- **Task details**
Transcribe only the part of the material below that begins at the line containing "Recreate this image" and ends at the line containing "string; shortcut?: string;", with both kept and images left out.

- **Data**
# # # #

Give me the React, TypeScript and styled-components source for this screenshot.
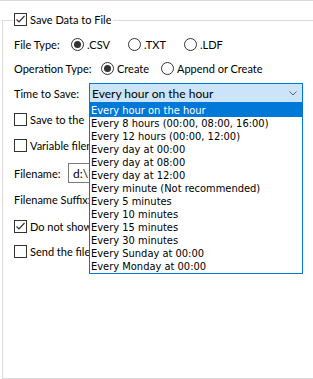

# # # #

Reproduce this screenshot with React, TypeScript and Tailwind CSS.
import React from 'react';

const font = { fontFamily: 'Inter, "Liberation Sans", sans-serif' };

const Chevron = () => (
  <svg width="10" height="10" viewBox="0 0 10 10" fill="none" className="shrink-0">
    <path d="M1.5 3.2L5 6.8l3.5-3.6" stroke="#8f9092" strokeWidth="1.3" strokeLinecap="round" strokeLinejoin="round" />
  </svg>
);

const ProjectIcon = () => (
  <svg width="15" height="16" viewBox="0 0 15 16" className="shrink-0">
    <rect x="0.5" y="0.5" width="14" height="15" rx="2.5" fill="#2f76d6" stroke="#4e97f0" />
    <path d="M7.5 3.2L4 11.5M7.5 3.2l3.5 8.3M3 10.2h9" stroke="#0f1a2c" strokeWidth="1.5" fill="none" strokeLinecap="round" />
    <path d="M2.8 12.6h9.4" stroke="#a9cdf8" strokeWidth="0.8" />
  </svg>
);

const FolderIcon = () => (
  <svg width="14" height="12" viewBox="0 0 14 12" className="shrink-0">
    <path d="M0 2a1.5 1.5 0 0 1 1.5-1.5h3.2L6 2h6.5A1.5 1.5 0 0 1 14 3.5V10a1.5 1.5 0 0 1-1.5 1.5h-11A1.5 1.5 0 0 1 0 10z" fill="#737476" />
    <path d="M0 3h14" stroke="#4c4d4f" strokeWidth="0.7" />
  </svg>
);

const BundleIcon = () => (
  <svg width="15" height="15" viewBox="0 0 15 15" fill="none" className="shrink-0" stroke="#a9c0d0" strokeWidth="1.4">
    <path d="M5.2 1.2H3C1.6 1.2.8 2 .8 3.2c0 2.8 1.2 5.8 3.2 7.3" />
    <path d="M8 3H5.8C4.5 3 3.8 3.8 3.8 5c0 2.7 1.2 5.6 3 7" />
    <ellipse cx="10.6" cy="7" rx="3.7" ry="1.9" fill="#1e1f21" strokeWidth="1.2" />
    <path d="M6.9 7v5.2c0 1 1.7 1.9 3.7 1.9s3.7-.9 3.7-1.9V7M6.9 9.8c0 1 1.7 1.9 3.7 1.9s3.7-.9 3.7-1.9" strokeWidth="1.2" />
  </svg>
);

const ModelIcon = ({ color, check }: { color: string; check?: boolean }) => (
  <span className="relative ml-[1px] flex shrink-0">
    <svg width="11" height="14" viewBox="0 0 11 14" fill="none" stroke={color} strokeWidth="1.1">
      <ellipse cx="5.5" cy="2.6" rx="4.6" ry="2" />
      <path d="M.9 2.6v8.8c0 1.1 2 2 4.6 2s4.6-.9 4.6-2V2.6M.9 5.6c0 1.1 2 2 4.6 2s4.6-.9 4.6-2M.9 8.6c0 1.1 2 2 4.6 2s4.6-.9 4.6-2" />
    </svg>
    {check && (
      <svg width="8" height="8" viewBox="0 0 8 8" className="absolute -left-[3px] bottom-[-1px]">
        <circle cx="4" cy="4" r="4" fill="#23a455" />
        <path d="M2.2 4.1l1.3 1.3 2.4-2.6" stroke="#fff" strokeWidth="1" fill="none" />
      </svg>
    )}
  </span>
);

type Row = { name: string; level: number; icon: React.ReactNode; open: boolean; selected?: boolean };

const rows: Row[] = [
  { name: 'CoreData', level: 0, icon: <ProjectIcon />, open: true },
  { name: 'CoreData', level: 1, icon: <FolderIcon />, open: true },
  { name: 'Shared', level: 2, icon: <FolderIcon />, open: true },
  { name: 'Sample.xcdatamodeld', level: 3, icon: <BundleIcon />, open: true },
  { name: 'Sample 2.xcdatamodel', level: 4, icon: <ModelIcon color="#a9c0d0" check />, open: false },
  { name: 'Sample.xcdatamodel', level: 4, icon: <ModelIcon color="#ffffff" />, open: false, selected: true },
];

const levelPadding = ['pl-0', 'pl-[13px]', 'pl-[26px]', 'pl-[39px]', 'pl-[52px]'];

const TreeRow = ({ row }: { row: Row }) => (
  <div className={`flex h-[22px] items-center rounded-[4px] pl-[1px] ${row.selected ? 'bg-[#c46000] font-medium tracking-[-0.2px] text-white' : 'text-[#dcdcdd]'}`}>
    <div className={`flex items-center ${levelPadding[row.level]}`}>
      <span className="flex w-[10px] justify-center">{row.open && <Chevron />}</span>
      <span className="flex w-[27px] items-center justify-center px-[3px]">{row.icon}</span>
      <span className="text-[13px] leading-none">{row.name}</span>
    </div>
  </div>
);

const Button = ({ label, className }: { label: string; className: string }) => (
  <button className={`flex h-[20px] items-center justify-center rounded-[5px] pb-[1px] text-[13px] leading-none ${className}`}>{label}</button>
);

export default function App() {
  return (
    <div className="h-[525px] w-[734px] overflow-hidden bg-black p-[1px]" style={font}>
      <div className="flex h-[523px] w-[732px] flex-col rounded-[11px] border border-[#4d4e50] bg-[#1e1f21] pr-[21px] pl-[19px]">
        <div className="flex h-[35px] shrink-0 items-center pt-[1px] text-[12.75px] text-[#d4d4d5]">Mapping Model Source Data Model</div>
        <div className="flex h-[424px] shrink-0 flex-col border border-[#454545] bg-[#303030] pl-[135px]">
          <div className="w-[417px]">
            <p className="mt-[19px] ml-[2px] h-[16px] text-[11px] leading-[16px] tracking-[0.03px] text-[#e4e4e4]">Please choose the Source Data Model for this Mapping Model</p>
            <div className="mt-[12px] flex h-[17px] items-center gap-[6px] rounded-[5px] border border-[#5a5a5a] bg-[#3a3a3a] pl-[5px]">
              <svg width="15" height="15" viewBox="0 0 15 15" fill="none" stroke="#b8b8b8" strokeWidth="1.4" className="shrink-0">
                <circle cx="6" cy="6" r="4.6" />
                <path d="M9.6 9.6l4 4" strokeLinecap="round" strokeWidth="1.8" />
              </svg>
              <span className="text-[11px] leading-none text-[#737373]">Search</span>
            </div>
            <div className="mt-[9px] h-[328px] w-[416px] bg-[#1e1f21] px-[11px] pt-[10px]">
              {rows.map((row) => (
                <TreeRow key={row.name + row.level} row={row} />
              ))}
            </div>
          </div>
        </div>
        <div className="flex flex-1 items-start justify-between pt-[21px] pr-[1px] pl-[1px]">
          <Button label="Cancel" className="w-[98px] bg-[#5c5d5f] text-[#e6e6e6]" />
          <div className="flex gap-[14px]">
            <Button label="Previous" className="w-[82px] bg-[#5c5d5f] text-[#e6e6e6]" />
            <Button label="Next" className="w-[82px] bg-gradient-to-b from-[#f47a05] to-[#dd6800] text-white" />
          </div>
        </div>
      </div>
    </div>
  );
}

# # # #

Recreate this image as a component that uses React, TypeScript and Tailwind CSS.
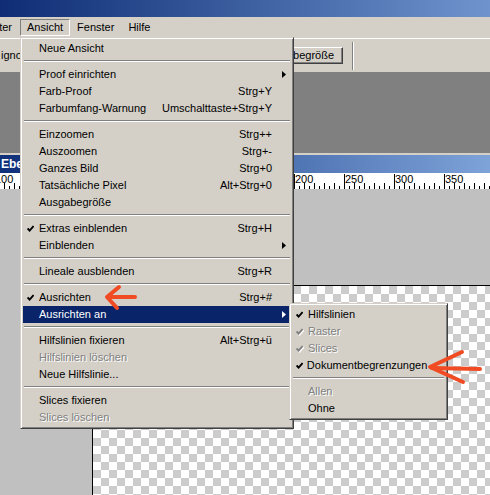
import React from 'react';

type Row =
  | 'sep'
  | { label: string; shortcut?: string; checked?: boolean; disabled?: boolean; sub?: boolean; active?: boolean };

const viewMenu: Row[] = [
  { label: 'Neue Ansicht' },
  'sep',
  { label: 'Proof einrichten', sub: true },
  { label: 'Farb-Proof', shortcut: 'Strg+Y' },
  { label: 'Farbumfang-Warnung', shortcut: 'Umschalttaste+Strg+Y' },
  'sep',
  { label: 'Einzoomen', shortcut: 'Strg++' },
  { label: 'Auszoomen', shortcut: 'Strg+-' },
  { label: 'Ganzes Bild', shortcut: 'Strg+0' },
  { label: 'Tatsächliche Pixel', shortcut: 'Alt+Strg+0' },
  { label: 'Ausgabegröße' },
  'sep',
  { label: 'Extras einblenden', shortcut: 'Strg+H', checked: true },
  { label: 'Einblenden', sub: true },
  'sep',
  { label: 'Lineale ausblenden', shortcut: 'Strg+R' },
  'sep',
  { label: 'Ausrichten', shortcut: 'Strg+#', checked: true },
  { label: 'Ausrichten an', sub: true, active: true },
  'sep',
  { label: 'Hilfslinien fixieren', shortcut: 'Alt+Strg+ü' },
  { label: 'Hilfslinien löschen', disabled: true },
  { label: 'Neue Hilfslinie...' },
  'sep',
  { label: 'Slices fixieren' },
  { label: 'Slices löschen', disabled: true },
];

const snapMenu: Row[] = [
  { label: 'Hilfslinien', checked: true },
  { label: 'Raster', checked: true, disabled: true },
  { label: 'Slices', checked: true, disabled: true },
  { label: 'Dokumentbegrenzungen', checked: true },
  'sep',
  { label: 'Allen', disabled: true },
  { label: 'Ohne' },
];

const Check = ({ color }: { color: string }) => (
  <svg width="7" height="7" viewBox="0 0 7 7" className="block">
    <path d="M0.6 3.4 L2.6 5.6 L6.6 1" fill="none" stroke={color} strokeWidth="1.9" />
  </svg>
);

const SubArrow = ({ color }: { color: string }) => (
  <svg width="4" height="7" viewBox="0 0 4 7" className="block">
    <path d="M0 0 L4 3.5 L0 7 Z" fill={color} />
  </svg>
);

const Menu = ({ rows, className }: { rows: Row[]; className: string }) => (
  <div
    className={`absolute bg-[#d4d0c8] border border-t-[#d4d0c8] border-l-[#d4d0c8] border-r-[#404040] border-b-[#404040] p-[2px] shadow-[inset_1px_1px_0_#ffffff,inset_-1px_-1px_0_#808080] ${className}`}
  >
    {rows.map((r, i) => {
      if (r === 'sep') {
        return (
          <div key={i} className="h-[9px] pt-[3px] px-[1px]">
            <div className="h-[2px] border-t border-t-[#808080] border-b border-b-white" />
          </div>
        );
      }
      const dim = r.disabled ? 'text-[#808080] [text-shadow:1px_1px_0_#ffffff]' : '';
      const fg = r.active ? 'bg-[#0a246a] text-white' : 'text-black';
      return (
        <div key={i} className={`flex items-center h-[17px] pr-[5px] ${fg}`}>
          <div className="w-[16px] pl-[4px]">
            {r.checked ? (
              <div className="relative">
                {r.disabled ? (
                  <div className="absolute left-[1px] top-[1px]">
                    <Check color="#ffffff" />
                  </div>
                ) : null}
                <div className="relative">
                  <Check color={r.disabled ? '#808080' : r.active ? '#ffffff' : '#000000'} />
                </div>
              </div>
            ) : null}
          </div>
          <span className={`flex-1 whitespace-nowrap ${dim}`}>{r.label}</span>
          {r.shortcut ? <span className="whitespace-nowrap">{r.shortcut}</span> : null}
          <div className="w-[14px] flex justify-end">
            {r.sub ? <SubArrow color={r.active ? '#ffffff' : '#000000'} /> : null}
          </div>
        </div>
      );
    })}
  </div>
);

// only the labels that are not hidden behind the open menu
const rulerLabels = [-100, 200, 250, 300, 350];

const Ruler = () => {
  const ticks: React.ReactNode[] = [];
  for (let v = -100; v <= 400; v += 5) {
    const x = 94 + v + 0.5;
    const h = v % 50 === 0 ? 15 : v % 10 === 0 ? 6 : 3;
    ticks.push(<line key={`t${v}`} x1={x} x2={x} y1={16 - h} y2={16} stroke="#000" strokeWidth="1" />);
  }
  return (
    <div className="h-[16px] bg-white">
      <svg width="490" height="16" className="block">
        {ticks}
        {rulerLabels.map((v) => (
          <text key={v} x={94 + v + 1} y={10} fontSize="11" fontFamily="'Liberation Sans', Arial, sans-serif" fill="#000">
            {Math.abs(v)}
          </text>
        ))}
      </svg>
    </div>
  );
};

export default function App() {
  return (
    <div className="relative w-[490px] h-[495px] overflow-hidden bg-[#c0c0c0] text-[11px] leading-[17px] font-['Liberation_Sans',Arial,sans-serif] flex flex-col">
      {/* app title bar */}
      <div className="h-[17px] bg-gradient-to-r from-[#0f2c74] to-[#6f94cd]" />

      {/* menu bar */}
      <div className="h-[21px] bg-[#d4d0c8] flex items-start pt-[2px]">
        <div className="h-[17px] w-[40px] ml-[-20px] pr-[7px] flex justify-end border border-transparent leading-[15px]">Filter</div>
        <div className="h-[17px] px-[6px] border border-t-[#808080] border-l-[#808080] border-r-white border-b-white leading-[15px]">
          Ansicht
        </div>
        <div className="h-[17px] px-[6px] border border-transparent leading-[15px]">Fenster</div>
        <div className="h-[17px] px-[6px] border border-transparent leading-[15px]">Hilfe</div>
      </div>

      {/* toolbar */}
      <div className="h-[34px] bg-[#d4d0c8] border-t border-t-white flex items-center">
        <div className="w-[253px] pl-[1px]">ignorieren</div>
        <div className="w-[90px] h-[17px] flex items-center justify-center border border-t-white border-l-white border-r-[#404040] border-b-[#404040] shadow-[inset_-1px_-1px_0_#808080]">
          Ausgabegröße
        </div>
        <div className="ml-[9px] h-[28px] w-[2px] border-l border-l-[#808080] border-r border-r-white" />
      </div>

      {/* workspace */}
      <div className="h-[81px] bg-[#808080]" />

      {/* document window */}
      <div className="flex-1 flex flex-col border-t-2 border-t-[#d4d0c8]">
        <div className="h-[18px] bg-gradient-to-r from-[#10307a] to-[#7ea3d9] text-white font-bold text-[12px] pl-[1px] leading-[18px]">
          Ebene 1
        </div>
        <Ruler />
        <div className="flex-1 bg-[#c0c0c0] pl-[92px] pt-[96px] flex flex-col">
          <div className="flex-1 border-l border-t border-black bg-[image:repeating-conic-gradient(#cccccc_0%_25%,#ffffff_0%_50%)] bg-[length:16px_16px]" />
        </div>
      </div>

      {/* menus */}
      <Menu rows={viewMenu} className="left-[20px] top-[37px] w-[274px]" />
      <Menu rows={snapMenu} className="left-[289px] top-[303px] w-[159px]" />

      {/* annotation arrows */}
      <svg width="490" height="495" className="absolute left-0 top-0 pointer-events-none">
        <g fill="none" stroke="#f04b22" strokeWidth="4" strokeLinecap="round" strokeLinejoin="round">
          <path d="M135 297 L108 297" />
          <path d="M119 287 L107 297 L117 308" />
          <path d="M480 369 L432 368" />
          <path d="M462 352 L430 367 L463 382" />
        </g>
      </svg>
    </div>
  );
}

# # # #

- **Solution to the exercise**
Recreate this image as a component that uses React, TypeScript and Tailwind CSS.
import React from 'react';

type Row =
  | 'sep'
  | { label: string; shortcut?: string; checked?: boolean; disabled?: boolean; sub?: boolean; active?: boolean };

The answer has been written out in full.